• BRIEF
Lines holding the string "components" are the ones to copy; find them all in the data.

********

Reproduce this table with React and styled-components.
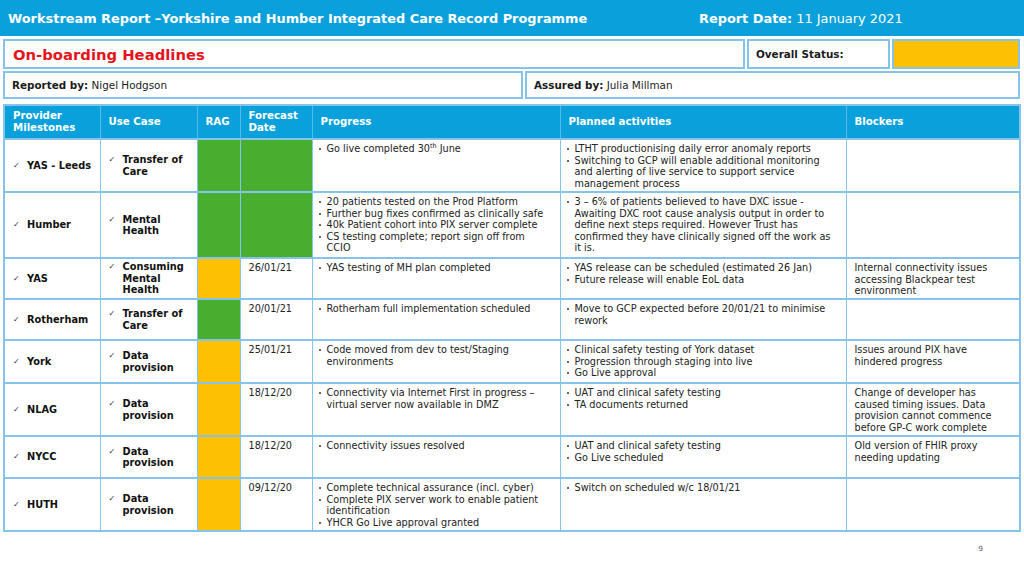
import React from 'react';
import styled, { createGlobalStyle } from 'styled-components';

const GlobalStyle = createGlobalStyle`
  html, body {
    margin: 0;
    padding: 0;
    background: #ffffff;
  }
  body {
    font-family: "DejaVu Sans", Verdana, sans-serif;
    color: #1a1a1a;
  }
`;

const Page = styled.div`
  width: 1024px;
  height: 576px;
  display: flex;
  flex-direction: column;
  overflow: hidden;
  background: #ffffff;
`;

const TopBar = styled.div`
  height: 36px;
  background: #0aa0dc;
  display: flex;
  align-items: center;
  padding-left: 8px;
  color: #ffffff;
  font-size: 12.9px;
`;

const Title = styled.div`
  font-weight: bold;
  width: 691px;
`;

const ReportDate = styled.div`
  b {
    font-weight: bold;
  }
`;

const InfoRow = styled.div`
  display: flex;
  gap: 2px;
  padding: 0 4px 0 3px;
  margin-top: ${p => p.$top}px;
  height: ${p => p.$height}px;
`;

const InfoBox = styled.div`
  box-sizing: border-box;
  border: 2px solid #86c3eb;
  background: ${p => p.$fill || '#ffffff'};
  width: ${p => (p.$width ? `${p.$width}px` : 'auto')};
  flex: ${p => (p.$width ? 'none' : 1)};
  display: flex;
  align-items: center;
  padding-left: 7px;
  font-size: 10.4px;
  b {
    font-weight: bold;
  }
`;

const Headline = styled.div`
  color: #e5141b;
  font-weight: bold;
  font-size: 14.8px;
  padding-left: 1px;
`;

const Table = styled.table`
  margin: 5px 0 0 3px;
  width: 1016px;
  table-layout: fixed;
  border-collapse: collapse;
  border: 2px solid #86c3eb;
  font-size: 9.7px;
  line-height: 11.5px;
`;

const HeadCell = styled.th`
  background: #0aa0dc;
  color: #ffffff;
  font-weight: bold;
  font-size: 10.2px;
  line-height: 12.5px;
  text-align: left;
  vertical-align: middle;
  padding: 0 6px 0 8px;
  height: 32px;
  border-left: 1px solid #5ab8e6;
  border-bottom: 2px solid #86c3eb;
`;

const Row = styled.tr`
  height: ${p => p.$height}px;
`;

const Cell = styled.td`
  border: 1px solid #86c3eb;
  border-width: 1px 1px 2px 1px;
  padding: ${p => (p.$middle ? '0 4px 0 8px' : '3px 9px 0 5px')};
  vertical-align: ${p => (p.$middle ? 'middle' : 'top')};
  background: ${p => p.$fill || '#ffffff'};
  color: #222222;
`;

const DateText = styled.div`
  padding-left: 3px;
`;

const Ticked = styled.div`
  display: flex;
  align-items: flex-start;
  font-weight: bold;
  font-size: 9.8px;
  line-height: 11.5px;
  color: #111111;
`;

const Tick = styled.span`
  font-weight: normal;
  font-size: 8px;
  width: 14px;
  flex: none;
  color: #333333;
`;

const Bullets = styled.ul`
  margin: 0;
  padding: 0;
  list-style: none;
`;

const Bullet = styled.li`
  position: relative;
  padding-left: 9px;
  &::before {
    content: '';
    position: absolute;
    left: 1px;
    top: 5px;
    width: 2.4px;
    height: 2.4px;
    border-radius: 50%;
    background: #333333;
  }
  sup {
    font-size: 6.5px;
    line-height: 0;
  }
`;

const Blocker = styled.div`
  padding-left: 3px;
`;

const Footer = styled.div`
  flex: 1;
  display: flex;
  justify-content: flex-end;
  padding: 13px 41px 0 0;
  font-size: 7px;
  color: #555555;
`;

const GREEN = '#47ae2f';
const AMBER = '#fdc002';

const rows = [
  {
    provider: 'YAS - Leeds',
    useCase: 'Transfer of Care',
    rag: GREEN,
    date: null,
    height: 53,
    progress: [<>Go live completed 30<sup>th</sup> June</>],
    planned: [
      'LTHT productionising daily error anomaly reports',
      'Switching to GCP will enable additional monitoring and alerting of live service to support service management process',
    ],
    blocker: '',
  },
  {
    provider: 'Humber',
    useCase: 'Mental Health',
    rag: GREEN,
    date: null,
    height: 66,
    progress: [
      '20 patients tested on the Prod Platform',
      'Further bug fixes confirmed as clinically safe',
      '40k Patient cohort into PIX server complete',
      'CS testing complete; report sign off from CCIO',
    ],
    planned: [
      '3 – 6% of patients believed to have DXC issue - Awaiting DXC root cause analysis output in order to define next steps required. However Trust has confirmed they have clinically signed off the work as it is.',
    ],
    blocker: '',
  },
  {
    provider: 'YAS',
    useCase: 'Consuming Mental Health',
    rag: AMBER,
    date: '26/01/21',
    height: 41,
    progress: ['YAS testing of MH plan completed'],
    planned: ['YAS release can be scheduled (estimated 26 Jan)', 'Future release will enable EoL data'],
    blocker: 'Internal connectivity issues accessing Blackpear test environment',
  },
  {
    provider: 'Rotherham',
    useCase: 'Transfer of Care',
    rag: GREEN,
    date: '20/01/21',
    height: 41,
    progress: ['Rotherham full implementation scheduled'],
    planned: ['Move to GCP expected before 20/01/21 to minimise rework'],
    blocker: '',
  },
  {
    provider: 'York',
    useCase: 'Data provision',
    rag: AMBER,
    date: '25/01/21',
    height: 43,
    progress: ['Code moved from dev to test/Staging environments'],
    planned: [
      'Clinical safety testing of York dataset',
      'Progression through staging into live',
      'Go Live approval',
    ],
    blocker: 'Issues around PIX have hindered progress',
  },
  {
    provider: 'NLAG',
    useCase: 'Data provision',
    rag: AMBER,
    date: '18/12/20',
    height: 53,
    progress: ['Connectivity via Internet First in progress – virtual server now available in DMZ'],
    planned: ['UAT and clinical safety testing', 'TA documents returned'],
    blocker: 'Change of developer has caused timing issues. Data provision cannot commence before GP-C work complete',
  },
  {
    provider: 'NYCC',
    useCase: 'Data provision',
    rag: AMBER,
    date: '18/12/20',
    height: 42,
    progress: ['Connectivity issues resolved'],
    planned: ['UAT and clinical safety testing', 'Go Live scheduled'],
    blocker: 'Old version of FHIR proxy needing updating',
  },
  {
    provider: 'HUTH',
    useCase: 'Data provision',
    rag: AMBER,
    date: '09/12/20',
    height: 53,
    progress: [
      'Complete technical assurance (incl. cyber)',
      'Complete PIX server work to enable patient identification',
      'YHCR Go Live approval granted',
    ],
    planned: ['Switch on scheduled w/c 18/01/21'],
    blocker: '',
  },
];

const columns = [
  { label: <>Provider<br />Milestones</>, width: 96 },
  { label: 'Use Case', width: 97 },
  { label: 'RAG', width: 43 },
  { label: <>Forecast<br />Date</>, width: 72 },
  { label: 'Progress', width: 248 },
  { label: 'Planned activities', width: 286 },
  { label: 'Blockers', width: 174 },
];

const BulletList = ({ items }) => (
  <Bullets>
    {items.map((item, i) => (
      <Bullet key={i}>{item}</Bullet>
    ))}
  </Bullets>
);

export default function App() {
  return (
    <Page>
      <GlobalStyle />
      <TopBar>
        <Title>Workstream Report –Yorkshire and Humber Integrated Care Record Programme</Title>
        <ReportDate>
          <b>Report Date:</b> 11 January 2021
        </ReportDate>
      </TopBar>

      <InfoRow $top={3} $height={30}>
        <InfoBox>
          <Headline>On-boarding Headlines</Headline>
        </InfoBox>
        <InfoBox $width={143}>
          <b>Overall Status:</b>
        </InfoBox>
        <InfoBox $width={128} $fill={AMBER} />
      </InfoRow>

      <InfoRow $top={2} $height={28}>
        <InfoBox $width={520}>
          <span>
            <b>Reported by:</b> Nigel Hodgson
          </span>
        </InfoBox>
        <InfoBox>
          <span>
            <b>Assured by:</b> Julia Millman
          </span>
        </InfoBox>
      </InfoRow>

      <Table>
        <colgroup>
          {columns.map((c, i) => (
            <col key={i} style={{ width: c.width }} />
          ))}
        </colgroup>
        <thead>
          <tr>
            {columns.map((c, i) => (
              <HeadCell key={i}>{c.label}</HeadCell>
            ))}
          </tr>
        </thead>
        <tbody>
          {rows.map((r, i) => (
            <Row key={i} $height={r.height}>
              <Cell $middle>
                <Ticked>
                  <Tick>✓</Tick>
                  <span>{r.provider}</span>
                </Ticked>
              </Cell>
              <Cell $middle>
                <Ticked>
                  <Tick>✓</Tick>
                  <span>{r.useCase}</span>
                </Ticked>
              </Cell>
              <Cell $fill={r.rag} />
              <Cell $fill={r.date ? undefined : r.rag}>
                {r.date && <DateText>{r.date}</DateText>}
              </Cell>
              <Cell>
                <BulletList items={r.progress} />
              </Cell>
              <Cell>
                <BulletList items={r.planned} />
              </Cell>
              <Cell>
                <Blocker>{r.blocker}</Blocker>
              </Cell>
            </Row>
          ))}
        </tbody>
      </Table>

      <Footer>9</Footer>
    </Page>
  );
}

********

• SOLUTION FOR THIS TASK
Reproduce this table with React and styled-components.
import styled, { createGlobalStyle } from 'styled-components';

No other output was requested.